Klęski żywiołowe szaleją, ubezpieczyciele tracą miliardy
W 2011 roku ubezpieczyciele wypłacili aż 105 mld USD z tytułu strat poniesionych przez ich klientów w wyniku klęsk żywiołowych, głównie trzęsień ziemi w Japonii i Nowej Zelandii - poinformowała największa firma reasekuracyjna na świecie Munich Re. To o cztery miliardy dolarów więcej niż w dotychczas rekordowym roku 2005, gdy huragan Katrina spustoszył Nowy Orlean na południu USA.
Trzęsienie ziemi i tsunami, które nawiedziły w marcu 2011 roku Japonię, kosztowały ubezpieczycieli ok. 35-40 mld USD. Drugie miejsce w zestawieniu "najkosztowniejszych" klęsk żywiołowych zajęło trzęsienie ziemi w mieście Christchurch w Nowej Zelandii - 16 mld USD.

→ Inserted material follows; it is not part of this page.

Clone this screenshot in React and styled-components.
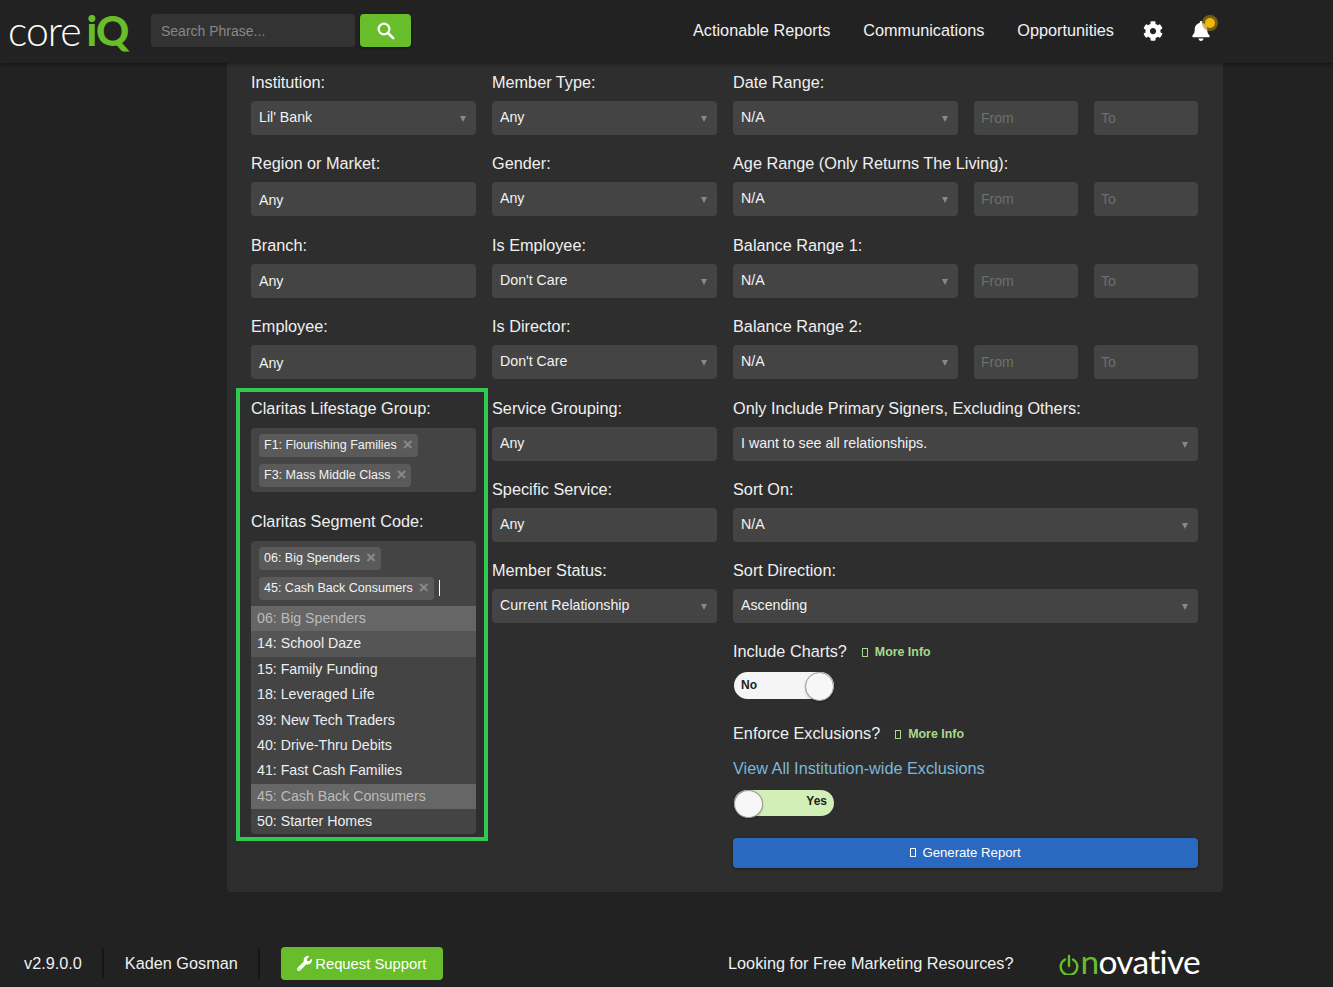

Łączna wysokość strat na świecie, w tym w obiektach nieubezpieczonych, wyniosła ok. 380 mld dolarów, czyli o 160 mld dolarów więcej niż w 2005 roku.
Powyższe dane pochodzą z rocznego raportu Munich Re, firmy reasekuracyjnej, tj. ubezpieczającej towarzystwa ubezpieczeniowe.
W marcowym kataklizmie w Japonii zginęło lub zaginęło ok. 20 tys. ludzi. Uszkodzona została elektrownia Fukushima I, przez co strefa 20 km wokół siłowni została zamknięta i ewakuowano ok. 80 tys. ludzi. W lutym w Christchurch wystąpiły wstrząsy o sile 6,3 w skali Richtera. Zginęły 182 osoby, a setki domów zostały zniszczone lub uszkodzone.